En raison de leur notoriété, l’œuvre de certains Français de Russie a déjà été étudiée dans son entier. C’est le cas de l’architecte Jean-Baptiste VALLIN DE LA MOTHE à qui sont consacrés articles et monographies. Sans aucune prétention à renouveler le sujet, on a tenté d’apporter des éléments nouveaux. Il en est de même pour certains aspects de la culture française en Russie déjà amplement étudiés, comme l’histoire des relations diplomatiques des deux pays et celle du corps diplomatique français en Russie. On pourrait citer d’autres exemples.
Toutefois, il est à peine exagéré d’affirmer que l’histoire des Français en Russie reste en grande partie à découvrir. En effet, exception faite de la face visible de l’émigration française, que sait-on au juste sur tous ces Français qui sont allés en Russie au XVIII° siècle et y ont fondé des pensions, construit des bateaux, soigné des malades ou vendu des livres et à qui revient, en partie, le mérite de l’européanisation de la société russe ? Un lecteur averti pourrait invoquer les travaux de plusieurs historiens français et russes de la fin du XIX“ et du début du XX“ siècles, qui se sont attachés à étudier l’histoire des Français en Russie dans leur ensemble. En effet, L. Pingaud, É. Haumant, D. Kobeko, E.-V. Veuclin ou F. Tastevin, pour ne citer qu’eux, ont beaucoup fait avancer l’étude de cette question. Chacun mériterait un long article, tant leur apport est important. Pour résumer en quelques mots les qualités de ces précurseurs, on peut dire qu’ils ont montré que l’émigration française en Russie au XVIII“ siècle fut un facteur de changement de la société russe, que cette émigration ne se limita pas à quelques grands noms mais qu’à côté des artistes, il y eut des précepteurs et des commerçants, des comédiens et des musiciens; ils ont proposé une chronologie de l’histoire de la communauté française en Russie; ils ont réuni de nombreuses informations recueillies dans les archives du Quai d’Orsay (Pingaud et Veuclin), dans les mémoires et les collections historiques édités en Russie (Haumant), dans la presse russe de l’époque (Tastevin)… Mais plusieurs sources, russes et françaises, éditées ou inédites, leur sont restées inconnues.
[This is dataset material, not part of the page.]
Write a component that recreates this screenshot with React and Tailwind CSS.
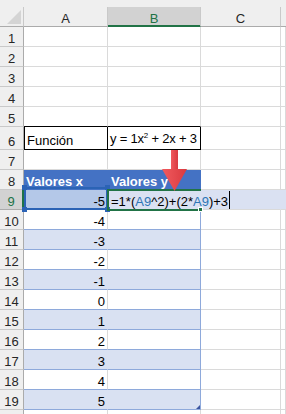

Par ailleurs, certains des auteurs cités avaient une conception assez élitiste de la culture, ce qui les empêcha d’accorder suffisamment d’attention aux professions «non créatrices»: les commerçants, les précepteurs, sans parler des cuisiniers et des coiffeurs, sont relégués à la dernière place quand ils ne sont pas simplement oubliés. D’autres leur accordent plus d’attention mais livrent souvent l’information à l’état brut. Il serait injuste de passer sous silence les historiens allemands qui se sont attachés à étudier l’émigration des protestants français en Russie: nous pensons tout particulièrement à E. Amburger et à J. Kämmerer.
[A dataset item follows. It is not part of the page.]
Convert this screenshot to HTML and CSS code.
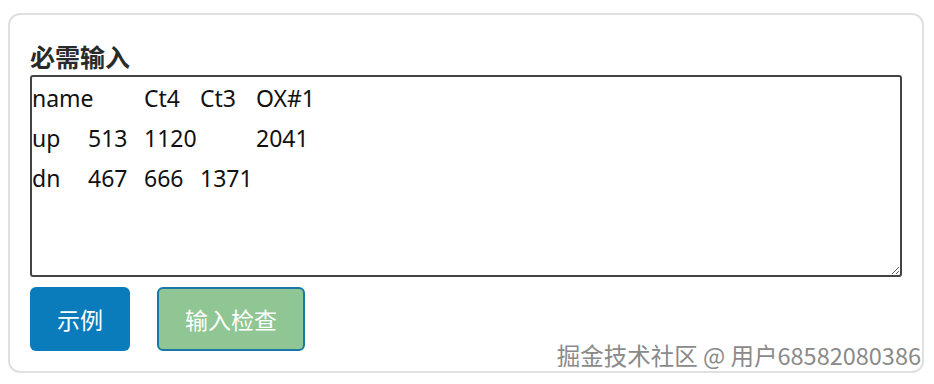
FILE: index.html
```html
<!DOCTYPE html>
<html lang="zh-CN">
<head>
<meta charset="utf-8">
<title>必需输入</title>
<link rel="stylesheet" href="styles.css">
</head>
<body>
<div class="card">
  <div class="title">必需输入</div>
  <textarea class="input" spellcheck="false">name	Ct4	Ct3	OX#1
up	513	1120		2041
dn	467	666	1371</textarea>
  <div class="actions">
    <button class="btn btn-primary">示例</button>
    <button class="btn btn-check">输入检查</button>
  </div>
  <div class="watermark">掘金技术社区 @ 用户68582080386</div>
</div>
</body>
</html>
```
FILE: styles.css
```css
html, body {
  background: #ffffff;
}
body {
  margin: 13px 10px 0 8px;
  font-family: "Noto Sans", "Noto Sans CJK SC", sans-serif;
}
.card {
  position: relative;
  box-sizing: border-box;
  height: 360px;
  border: 2px solid #e0e0e0;
  border-radius: 12px;
  padding: 24px 20px 18px 20px;
  display: flex;
  flex-direction: column;
}
.title {
  font-family: "Noto Sans CJK SC", sans-serif;
  font-weight: 700;
  font-size: 25px;
  line-height: 34px;
  color: #2a2a2a;
  margin-bottom: 2px;
}
.input {
  box-sizing: border-box;
  width: 100%;
  height: 202px;
  margin: 0;
  padding: 1px 0 0 0;
  border: 2px solid #444444;
  border-radius: 3px;
  font-family: "Noto Sans", "Noto Sans CJK SC", sans-serif;
  font-size: 23px;
  line-height: 40px;
  color: #111111;
  tab-size: 56px;
  -moz-tab-size: 56px;
  resize: both;
  outline: none;
  white-space: pre;
}
.actions {
  display: flex;
  gap: 27px;
  margin-top: 10px;
}
.btn {
  height: 64px;
  border-radius: 6px;
  font-family: "Noto Sans CJK SC", sans-serif;
  font-size: 23px;
  color: #ffffff;
  cursor: pointer;
  padding: 0;
}
.btn-primary {
  width: 100px;
  background: #0a7bbb;
  border: none;
}
.btn-check {
  width: 148px;
  background: #8fc693;
  border: 2px solid #1a78a8;
}
.watermark {
  position: absolute;
  right: 1px;
  bottom: 2px;
  font-family: "Noto Sans CJK SC", sans-serif;
  font-size: 23.5px;
  line-height: 28px;
  color: #8a8a8a;
  text-shadow: 1px 1px 0 #ffffff, -1px -1px 0 #ffffff, 1px -1px 0 #ffffff, -1px 1px 0 #ffffff;
  white-space: nowrap;
}
```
Il a donc semblé opportun, tout en reprenant ces études, de les analyser et de compléter, principalement à partir des sources inédites qui viennent des principales archives de Paris, Moscou, Saint-Pétersbourg et de quelques autres centres d’archives en France, en Russie, en Allemagne et en Ukraine. Le présent aperçu historique n’entend pas embrasser tous les aspects de la présence française en Russie au siècle des Lumières. Notre objectif était plus modeste: donner au lecteur une idée générale du développement de la communauté française en Russie, fournir quelques points de repères, rappeler les domaines qui furent particulièrement influencés par l’apport des Français résidant en Russie, enfin proposer des pistes de réflexion et de recherche sur la culture des Français expatriés au XVIII“ siècle ». L’approche qui a été privilégiée est celle d’une étude de la communauté des Français installée en Russie: son implantation, ses métiers, ses lieux de résidence, ses liens avec la population locale, son assimilation.